━━━━━ Records shown ━━━━━

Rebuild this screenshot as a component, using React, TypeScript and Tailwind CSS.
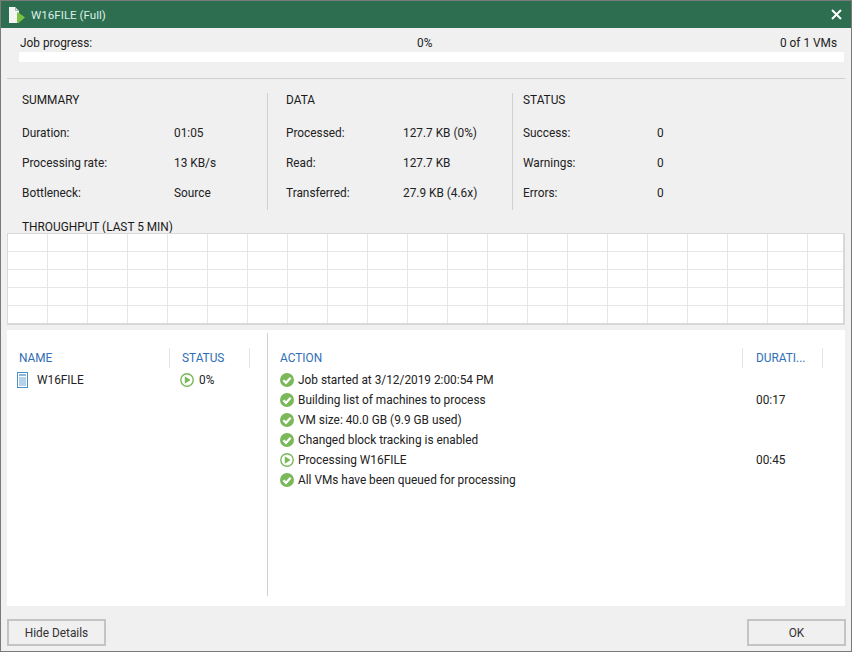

━━━━━
━━━━━ Records shown ━━━━━

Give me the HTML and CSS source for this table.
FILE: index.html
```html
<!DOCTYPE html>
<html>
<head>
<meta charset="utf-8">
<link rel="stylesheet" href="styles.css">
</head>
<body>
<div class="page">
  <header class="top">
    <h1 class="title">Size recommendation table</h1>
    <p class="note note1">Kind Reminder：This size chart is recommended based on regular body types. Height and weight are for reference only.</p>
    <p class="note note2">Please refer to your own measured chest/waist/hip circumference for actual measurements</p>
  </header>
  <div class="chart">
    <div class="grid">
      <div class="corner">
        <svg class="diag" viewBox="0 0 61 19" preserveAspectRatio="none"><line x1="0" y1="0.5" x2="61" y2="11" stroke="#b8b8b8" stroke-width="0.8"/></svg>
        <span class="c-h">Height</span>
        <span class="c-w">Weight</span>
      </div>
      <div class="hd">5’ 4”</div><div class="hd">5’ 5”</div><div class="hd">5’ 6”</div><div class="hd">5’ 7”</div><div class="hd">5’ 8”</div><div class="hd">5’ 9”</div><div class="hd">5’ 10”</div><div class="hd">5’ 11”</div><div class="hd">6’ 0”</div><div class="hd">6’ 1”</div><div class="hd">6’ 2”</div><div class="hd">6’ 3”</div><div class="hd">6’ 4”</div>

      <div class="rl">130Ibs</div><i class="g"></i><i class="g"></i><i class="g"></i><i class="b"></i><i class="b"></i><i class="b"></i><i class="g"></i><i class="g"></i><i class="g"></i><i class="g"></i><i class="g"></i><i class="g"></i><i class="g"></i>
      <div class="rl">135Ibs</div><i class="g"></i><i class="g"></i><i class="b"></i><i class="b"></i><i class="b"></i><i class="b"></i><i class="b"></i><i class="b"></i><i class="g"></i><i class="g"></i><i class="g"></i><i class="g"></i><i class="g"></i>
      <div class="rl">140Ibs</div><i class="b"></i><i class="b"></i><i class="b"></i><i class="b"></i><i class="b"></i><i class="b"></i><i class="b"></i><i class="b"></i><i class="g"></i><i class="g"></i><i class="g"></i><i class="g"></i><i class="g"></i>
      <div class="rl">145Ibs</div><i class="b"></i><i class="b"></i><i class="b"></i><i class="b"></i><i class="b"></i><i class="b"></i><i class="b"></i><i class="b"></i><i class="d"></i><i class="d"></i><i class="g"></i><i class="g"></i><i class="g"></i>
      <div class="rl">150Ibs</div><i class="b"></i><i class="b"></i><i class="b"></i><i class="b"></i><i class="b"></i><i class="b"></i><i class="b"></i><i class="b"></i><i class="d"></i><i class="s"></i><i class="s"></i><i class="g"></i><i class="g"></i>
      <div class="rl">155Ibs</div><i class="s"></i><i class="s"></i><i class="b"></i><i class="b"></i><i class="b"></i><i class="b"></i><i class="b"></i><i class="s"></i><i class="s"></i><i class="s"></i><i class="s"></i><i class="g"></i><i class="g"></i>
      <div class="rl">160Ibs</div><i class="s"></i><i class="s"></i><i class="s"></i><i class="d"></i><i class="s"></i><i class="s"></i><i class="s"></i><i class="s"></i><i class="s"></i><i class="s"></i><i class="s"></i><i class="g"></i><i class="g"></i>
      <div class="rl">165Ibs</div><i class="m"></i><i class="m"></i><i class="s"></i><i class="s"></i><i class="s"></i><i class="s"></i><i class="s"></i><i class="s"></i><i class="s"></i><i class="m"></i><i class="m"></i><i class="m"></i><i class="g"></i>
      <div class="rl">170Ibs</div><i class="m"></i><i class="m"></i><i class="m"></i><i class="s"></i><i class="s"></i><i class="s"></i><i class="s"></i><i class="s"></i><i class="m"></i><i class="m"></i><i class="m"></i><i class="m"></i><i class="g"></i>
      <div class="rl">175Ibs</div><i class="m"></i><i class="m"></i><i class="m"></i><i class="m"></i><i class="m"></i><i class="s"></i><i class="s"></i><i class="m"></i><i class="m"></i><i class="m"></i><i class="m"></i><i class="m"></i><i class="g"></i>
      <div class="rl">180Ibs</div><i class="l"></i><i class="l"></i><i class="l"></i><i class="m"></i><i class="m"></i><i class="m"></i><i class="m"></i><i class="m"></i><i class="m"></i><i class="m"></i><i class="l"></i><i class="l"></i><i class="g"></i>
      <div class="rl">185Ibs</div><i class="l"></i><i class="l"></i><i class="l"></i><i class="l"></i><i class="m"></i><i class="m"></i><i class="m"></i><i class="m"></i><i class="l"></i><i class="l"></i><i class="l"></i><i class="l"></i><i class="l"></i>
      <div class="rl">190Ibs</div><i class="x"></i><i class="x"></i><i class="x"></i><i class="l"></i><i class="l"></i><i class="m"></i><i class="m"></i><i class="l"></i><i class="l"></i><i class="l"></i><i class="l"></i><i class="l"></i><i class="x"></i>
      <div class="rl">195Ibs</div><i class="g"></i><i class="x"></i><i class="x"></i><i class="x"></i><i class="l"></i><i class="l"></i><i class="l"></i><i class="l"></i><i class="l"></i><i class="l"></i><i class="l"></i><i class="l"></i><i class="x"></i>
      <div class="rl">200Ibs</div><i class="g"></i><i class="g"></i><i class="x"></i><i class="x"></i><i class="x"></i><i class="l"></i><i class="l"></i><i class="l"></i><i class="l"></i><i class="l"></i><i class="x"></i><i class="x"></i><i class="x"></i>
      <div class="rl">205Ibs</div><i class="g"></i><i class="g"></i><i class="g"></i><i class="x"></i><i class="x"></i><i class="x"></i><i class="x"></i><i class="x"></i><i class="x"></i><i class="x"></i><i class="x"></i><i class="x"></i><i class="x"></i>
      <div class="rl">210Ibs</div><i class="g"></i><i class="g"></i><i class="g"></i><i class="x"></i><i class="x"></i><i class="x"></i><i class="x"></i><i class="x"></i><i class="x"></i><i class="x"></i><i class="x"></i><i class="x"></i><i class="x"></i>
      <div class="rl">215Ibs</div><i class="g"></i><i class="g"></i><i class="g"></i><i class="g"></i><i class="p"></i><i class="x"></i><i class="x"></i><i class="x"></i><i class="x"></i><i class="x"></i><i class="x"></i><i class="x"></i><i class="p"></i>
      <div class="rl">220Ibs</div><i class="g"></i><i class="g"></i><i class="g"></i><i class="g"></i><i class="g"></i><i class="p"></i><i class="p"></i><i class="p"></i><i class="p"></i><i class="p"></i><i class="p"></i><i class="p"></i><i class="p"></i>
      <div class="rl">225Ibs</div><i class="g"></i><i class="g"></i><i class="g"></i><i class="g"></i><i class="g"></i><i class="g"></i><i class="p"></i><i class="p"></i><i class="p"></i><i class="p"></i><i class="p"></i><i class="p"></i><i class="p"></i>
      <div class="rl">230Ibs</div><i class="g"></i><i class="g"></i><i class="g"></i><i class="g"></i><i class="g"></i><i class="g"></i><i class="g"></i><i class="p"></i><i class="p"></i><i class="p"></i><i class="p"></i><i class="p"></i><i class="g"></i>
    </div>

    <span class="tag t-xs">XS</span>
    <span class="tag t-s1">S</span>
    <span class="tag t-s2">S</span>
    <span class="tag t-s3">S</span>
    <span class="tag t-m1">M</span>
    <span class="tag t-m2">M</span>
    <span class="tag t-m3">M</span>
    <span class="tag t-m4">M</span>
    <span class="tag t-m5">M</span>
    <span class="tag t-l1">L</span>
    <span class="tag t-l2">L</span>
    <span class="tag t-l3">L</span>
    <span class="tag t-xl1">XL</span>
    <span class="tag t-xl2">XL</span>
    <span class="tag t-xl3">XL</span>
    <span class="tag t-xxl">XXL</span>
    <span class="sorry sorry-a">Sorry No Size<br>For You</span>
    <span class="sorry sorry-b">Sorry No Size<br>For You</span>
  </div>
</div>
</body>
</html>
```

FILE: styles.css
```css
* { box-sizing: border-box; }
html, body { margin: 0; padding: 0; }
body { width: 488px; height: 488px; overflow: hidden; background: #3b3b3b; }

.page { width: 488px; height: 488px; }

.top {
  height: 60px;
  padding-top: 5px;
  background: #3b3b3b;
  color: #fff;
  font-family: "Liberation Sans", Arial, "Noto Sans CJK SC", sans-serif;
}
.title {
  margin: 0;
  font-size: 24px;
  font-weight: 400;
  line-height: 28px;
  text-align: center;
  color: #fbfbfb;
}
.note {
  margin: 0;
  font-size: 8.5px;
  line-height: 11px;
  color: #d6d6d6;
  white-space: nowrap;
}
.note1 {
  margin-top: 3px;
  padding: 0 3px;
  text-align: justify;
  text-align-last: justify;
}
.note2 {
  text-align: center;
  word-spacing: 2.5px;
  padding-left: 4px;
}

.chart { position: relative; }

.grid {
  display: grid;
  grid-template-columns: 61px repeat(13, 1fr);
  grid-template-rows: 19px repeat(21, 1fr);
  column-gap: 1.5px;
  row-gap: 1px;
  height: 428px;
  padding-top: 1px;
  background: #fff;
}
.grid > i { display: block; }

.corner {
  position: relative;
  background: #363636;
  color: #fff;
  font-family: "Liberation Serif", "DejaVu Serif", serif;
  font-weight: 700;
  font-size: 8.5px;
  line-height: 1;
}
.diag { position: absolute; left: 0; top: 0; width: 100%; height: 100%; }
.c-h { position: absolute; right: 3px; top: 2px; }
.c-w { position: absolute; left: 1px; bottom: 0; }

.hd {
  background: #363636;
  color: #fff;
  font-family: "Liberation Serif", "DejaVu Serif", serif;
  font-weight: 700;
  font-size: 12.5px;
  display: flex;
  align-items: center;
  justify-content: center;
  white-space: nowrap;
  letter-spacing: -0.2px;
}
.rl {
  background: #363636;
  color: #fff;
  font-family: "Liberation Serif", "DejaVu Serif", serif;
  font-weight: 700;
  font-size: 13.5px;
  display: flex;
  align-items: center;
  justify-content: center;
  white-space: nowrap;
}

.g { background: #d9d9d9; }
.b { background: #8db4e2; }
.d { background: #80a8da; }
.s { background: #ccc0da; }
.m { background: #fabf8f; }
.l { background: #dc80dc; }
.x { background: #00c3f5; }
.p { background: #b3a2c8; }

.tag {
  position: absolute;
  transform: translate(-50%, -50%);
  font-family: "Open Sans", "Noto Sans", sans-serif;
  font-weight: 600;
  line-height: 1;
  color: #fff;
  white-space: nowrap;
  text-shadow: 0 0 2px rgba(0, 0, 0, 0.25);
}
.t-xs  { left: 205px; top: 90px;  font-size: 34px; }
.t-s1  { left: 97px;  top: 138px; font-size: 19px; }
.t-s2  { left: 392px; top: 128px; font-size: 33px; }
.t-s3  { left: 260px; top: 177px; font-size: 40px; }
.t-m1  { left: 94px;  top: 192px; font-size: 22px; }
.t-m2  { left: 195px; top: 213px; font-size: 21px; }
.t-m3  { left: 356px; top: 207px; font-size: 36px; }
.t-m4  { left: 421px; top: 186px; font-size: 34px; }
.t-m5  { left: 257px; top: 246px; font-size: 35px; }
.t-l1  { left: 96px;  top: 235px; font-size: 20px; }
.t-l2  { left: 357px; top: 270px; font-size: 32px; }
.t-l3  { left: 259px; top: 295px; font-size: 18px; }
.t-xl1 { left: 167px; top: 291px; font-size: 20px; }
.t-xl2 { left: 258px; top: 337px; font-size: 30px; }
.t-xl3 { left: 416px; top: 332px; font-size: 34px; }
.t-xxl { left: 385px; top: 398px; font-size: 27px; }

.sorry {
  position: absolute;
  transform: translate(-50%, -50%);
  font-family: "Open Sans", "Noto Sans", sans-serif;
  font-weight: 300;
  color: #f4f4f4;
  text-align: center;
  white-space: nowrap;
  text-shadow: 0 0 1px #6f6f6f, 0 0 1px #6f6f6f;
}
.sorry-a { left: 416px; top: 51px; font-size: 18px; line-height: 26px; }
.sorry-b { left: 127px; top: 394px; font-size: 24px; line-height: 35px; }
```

━━━━━

§ **Problem description**
Extract every line containing the string "table" from the material.

§ **Output below**
Give me the HTML and CSS source for this table.
    <h1 class="title">Size recommendation table</h1>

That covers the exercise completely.